- **Exercise instructions**: Transcribe the entries exactly; images are not part of the copy.

· · ·

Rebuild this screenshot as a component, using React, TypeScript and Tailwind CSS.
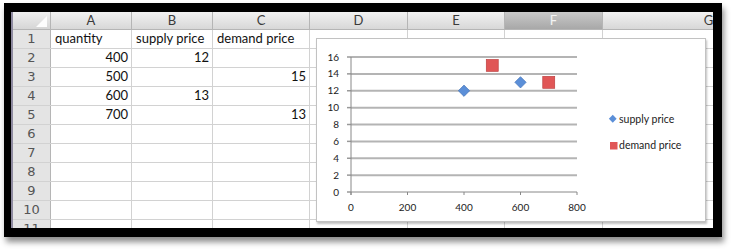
import React from "react";

const cols = [
  { name: "A", w: 81 },
  { name: "B", w: 81 },
  { name: "C", w: 97 },
  { name: "D", w: 98 },
  { name: "E", w: 97 },
  { name: "F", w: 98 },
  { name: "G", w: 212 },
];

const rows: (string | number | null)[][] = [
  ["quantity", "supply price", "demand price"],
  [400, 12, null],
  [500, null, 15],
  [600, 13, null],
  [700, null, 13],
  [],
  [],
  [],
  [],
  [],
  [],
];

const supply = [
  [400, 12],
  [600, 13],
];
const demand = [
  [500, 15],
  [700, 13],
];

// chart coords
const x0 = 34;
const xScale = 226 / 800;
const y0 = 153;
const yScale = 135 / 16;
const px = (v: number) => x0 + v * xScale;
const py = (v: number) => y0 - v * yScale;

function Chart() {
  return (
    <div className="absolute left-[303px] top-[26px] w-[390px] h-[184px] bg-white border border-[#c2c2c2] shadow-[1px_2px_2px_rgba(0,0,0,0.25)]">
      <svg width="390" height="184" className="block" style={{ fontFamily: "Lato, 'Open Sans', sans-serif" }}>
        {[0, 2, 4, 6, 8, 10, 12, 14, 16].map((t) => (
          <g key={t}>
            {t > 0 && <line x1={x0} x2={x0 + 226} y1={py(t)} y2={py(t)} stroke="#b4b4b4" strokeWidth="2" />}
            <line x1={x0 - 4} x2={x0} y1={py(t)} y2={py(t)} stroke="#999" strokeWidth="1.5" />
            <text x={22} y={py(t) + 3.5} fontSize="10" textAnchor="end" fill="#222">
              {t}
            </text>
          </g>
        ))}
        <line x1={x0} x2={x0} y1={py(16)} y2={y0 + 3} stroke="#888" strokeWidth="1" />
        <line x1={x0} x2={x0 + 226} y1={y0} y2={y0} stroke="#888" strokeWidth="1" />
        {[0, 200, 400, 600, 800].map((t) => (
          <g key={t}>
            <line x1={px(t)} x2={px(t)} y1={y0} y2={y0 + 3} stroke="#888" strokeWidth="1" />
            <text x={px(t)} y={172} fontSize="10" textAnchor="middle" fill="#222">
              {t}
            </text>
          </g>
        ))}
        {supply.map(([x, y]) => (
          <rect
            key={x}
            x={px(x) - 4}
            y={py(y) - 4}
            width="8"
            height="8"
            fill="#5b8fd8"
            stroke="#3f6fb5"
            strokeWidth="0.6"
            transform={`rotate(45 ${px(x)} ${py(y)})`}
          />
        ))}
        {demand.map(([x, y]) => (
          <rect
            key={x}
            x={px(x) - 6}
            y={py(y) - 6}
            width="12"
            height="12"
            fill="#e05656"
            stroke="#b83a3a"
            strokeWidth="0.6"
          />
        ))}
        <rect x={293} y={77} width="5.5" height="5.5" fill="#5b8fd8" transform="rotate(45 295.75 79.75)" />
        <text x={302} y={84} fontSize="10.5" fill="#222">
          supply price
        </text>
        <rect x={293} y={103} width="7.5" height="7.5" fill="#e05656" />
        <text x={302} y={110} fontSize="10.5" fill="#222">
          demand price
        </text>
      </svg>
    </div>
  );
}

export default function App() {
  return (
    <div className="w-[735px] h-[250px] bg-white pt-[3px] pl-[4px]" style={{ fontFamily: "Lato, 'Open Sans', sans-serif" }}>
      <div className="w-[718px] h-[234px] bg-black pt-[9px] pl-[7px] pr-[9px] pb-[9px] flex shadow-[2px_5px_6px_rgba(0,0,0,0.45)]">
        <div className="w-[2px] bg-[#8e8aa0]" />
        <div className="relative flex-1 overflow-hidden bg-white">
          {/* column header */}
          <div className="flex h-[18px] border-b border-[#b5b5b5]">
            <div className="w-[38px] shrink-0 bg-gradient-to-b from-[#f0f0f0] to-[#d6d6d6] border-r border-[#b5b5b5] relative">
              <div className="absolute right-[3px] bottom-[2px] w-0 h-0 border-l-[11px] border-l-transparent border-b-[11px] border-b-[#fdfdfd]" />
            </div>
            {cols.map((c) => (
              <div
                key={c.name}
                style={{ width: c.w }}
                className={`shrink-0 flex items-center justify-center text-[13px] border-r border-[#b5b5b5] ${
                  c.name === "F"
                    ? "bg-gradient-to-b from-[#c9c9c9] to-[#a8a8a8] text-[#f4f4f4]"
                    : "bg-gradient-to-b from-[#f2f2f2] to-[#d8d8d8] text-[#3a3a3a]"
                }`}
              >
                {c.name}
              </div>
            ))}
          </div>
          {rows.map((r, i) => (
            <div key={i} className="flex h-[19px] border-b border-[#d2d2d2]">
              <div className="w-[38px] shrink-0 bg-[#e4e4e4] border-r border-[#b5b5b5] flex items-center justify-center text-[13px] text-[#555] font-['DejaVu_Sans',sans-serif] text-[12px]">
                {i + 1}
              </div>
              {cols.map((c, j) => {
                const v = r[j];
                return (
                  <div
                    key={c.name}
                    style={{ width: c.w }}
                    className={`shrink-0 border-r border-[#d2d2d2] flex items-center text-[13px] text-[#111] whitespace-nowrap ${
                      typeof v === "number" ? "justify-end pr-[3px]" : "pl-[4px]"
                    }`}
                  >
                    {v ?? ""}
                  </div>
                );
              })}
            </div>
          ))}
          <Chart />
        </div>
      </div>
    </div>
  );
}
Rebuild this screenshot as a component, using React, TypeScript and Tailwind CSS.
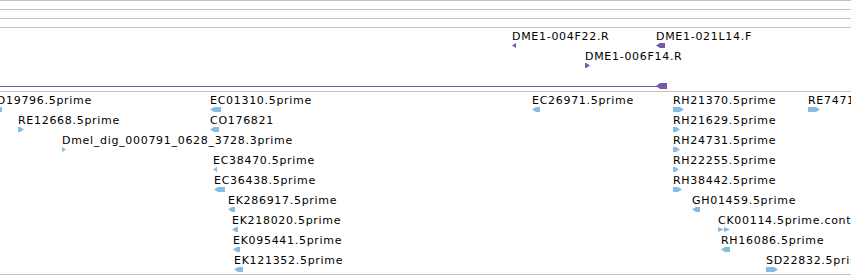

· · ·

- **Answer**:
Rebuild this screenshot as a component, using React, TypeScript and Tailwind CSS.
import React from "react";

const cols = [
  { name: "A", w: 81 },
  { name: "B", w: 81 },
  { name: "C", w: 97 },
  { name: "D", w: 98 },
  { name: "E", w: 97 },
  { name: "F", w: 98 },
  { name: "G", w: 212 },
];

const rows: (string | number | null)[][] = [
  ["quantity", "supply price", "demand price"],
  [400, 12, null],
  [500, null, 15],
  [600, 13, null],
  [700, null, 13],
  [],
  [],
  [],
  [],
  [],
  [],
];

const supply = [
  [400, 12],
  [600, 13],
];
const demand = [
  [500, 15],
  [700, 13],
];

// chart coords
const x0 = 34;
const xScale = 226 / 800;
const y0 = 153;
const yScale = 135 / 16;
const px = (v: number) => x0 + v * xScale;
const py = (v: number) => y0 - v * yScale;

function Chart() {
  return (
    <div className="absolute left-[303px] top-[26px] w-[390px] h-[184px] bg-white border border-[#c2c2c2] shadow-[1px_2px_2px_rgba(0,0,0,0.25)]">
      <svg width="390" height="184" className="block" style={{ fontFamily: "Lato, 'Open Sans', sans-serif" }}>
        {[0, 2, 4, 6, 8, 10, 12, 14, 16].map((t) => (
          <g key={t}>
            {t > 0 && <line x1={x0} x2={x0 + 226} y1={py(t)} y2={py(t)} stroke="#b4b4b4" strokeWidth="2" />}
            <line x1={x0 - 4} x2={x0} y1={py(t)} y2={py(t)} stroke="#999" strokeWidth="1.5" />
            <text x={22} y={py(t) + 3.5} fontSize="10" textAnchor="end" fill="#222">
              {t}
            </text>
          </g>
        ))}
        <line x1={x0} x2={x0} y1={py(16)} y2={y0 + 3} stroke="#888" strokeWidth="1" />
        <line x1={x0} x2={x0 + 226} y1={y0} y2={y0} stroke="#888" strokeWidth="1" />
        {[0, 200, 400, 600, 800].map((t) => (
          <g key={t}>
            <line x1={px(t)} x2={px(t)} y1={y0} y2={y0 + 3} stroke="#888" strokeWidth="1" />
            <text x={px(t)} y={172} fontSize="10" textAnchor="middle" fill="#222">
              {t}
            </text>
          </g>
        ))}
        {supply.map(([x, y]) => (
          <rect
            key={x}
            x={px(x) - 4}
            y={py(y) - 4}
            width="8"
            height="8"
            fill="#5b8fd8"
            stroke="#3f6fb5"
            strokeWidth="0.6"
            transform={`rotate(45 ${px(x)} ${py(y)})`}
          />
        ))}
        {demand.map(([x, y]) => (
          <rect
            key={x}
            x={px(x) - 6}
            y={py(y) - 6}
            width="12"
            height="12"
            fill="#e05656"
            stroke="#b83a3a"
            strokeWidth="0.6"
          />
        ))}
        <rect x={293} y={77} width="5.5" height="5.5" fill="#5b8fd8" transform="rotate(45 295.75 79.75)" />
        <text x={302} y={84} fontSize="10.5" fill="#222">
          supply price
        </text>
        <rect x={293} y={103} width="7.5" height="7.5" fill="#e05656" />
        <text x={302} y={110} fontSize="10.5" fill="#222">
          demand price
        </text>
      </svg>
    </div>
  );
}

export default function App() {
  return (
    <div className="w-[735px] h-[250px] bg-white pt-[3px] pl-[4px]" style={{ fontFamily: "Lato, 'Open Sans', sans-serif" }}>
      <div className="w-[718px] h-[234px] bg-black pt-[9px] pl-[7px] pr-[9px] pb-[9px] flex shadow-[2px_5px_6px_rgba(0,0,0,0.45)]">
        <div className="w-[2px] bg-[#8e8aa0]" />
        <div className="relative flex-1 overflow-hidden bg-white">
          {/* column header */}
          <div className="flex h-[18px] border-b border-[#b5b5b5]">
            <div className="w-[38px] shrink-0 bg-gradient-to-b from-[#f0f0f0] to-[#d6d6d6] border-r border-[#b5b5b5] relative">
              <div className="absolute right-[3px] bottom-[2px] w-0 h-0 border-l-[11px] border-l-transparent border-b-[11px] border-b-[#fdfdfd]" />
            </div>
            {cols.map((c) => (
              <div
                key={c.name}
                style={{ width: c.w }}
                className={`shrink-0 flex items-center justify-center text-[13px] border-r border-[#b5b5b5] ${
                  c.name === "F"
                    ? "bg-gradient-to-b from-[#c9c9c9] to-[#a8a8a8] text-[#f4f4f4]"
                    : "bg-gradient-to-b from-[#f2f2f2] to-[#d8d8d8] text-[#3a3a3a]"
                }`}
              >
                {c.name}
              </div>
            ))}
          </div>
          {rows.map((r, i) => (
            <div key={i} className="flex h-[19px] border-b border-[#d2d2d2]">
              <div className="w-[38px] shrink-0 bg-[#e4e4e4] border-r border-[#b5b5b5] flex items-center justify-center text-[13px] text-[#555] font-['DejaVu_Sans',sans-serif] text-[12px]">
                {i + 1}
              </div>
              {cols.map((c, j) => {
                const v = r[j];
                return (
                  <div
                    key={c.name}
                    style={{ width: c.w }}
                    className={`shrink-0 border-r border-[#d2d2d2] flex items-center text-[13px] text-[#111] whitespace-nowrap ${
                      typeof v === "number" ? "justify-end pr-[3px]" : "pl-[4px]"
                    }`}
                  >
                    {v ?? ""}
                  </div>
                );
              })}
            </div>
          ))}
          <Chart />
        </div>
      </div>
    </div>
  );
}
Rebuild this screenshot as a component, using React, TypeScript and Tailwind CSS.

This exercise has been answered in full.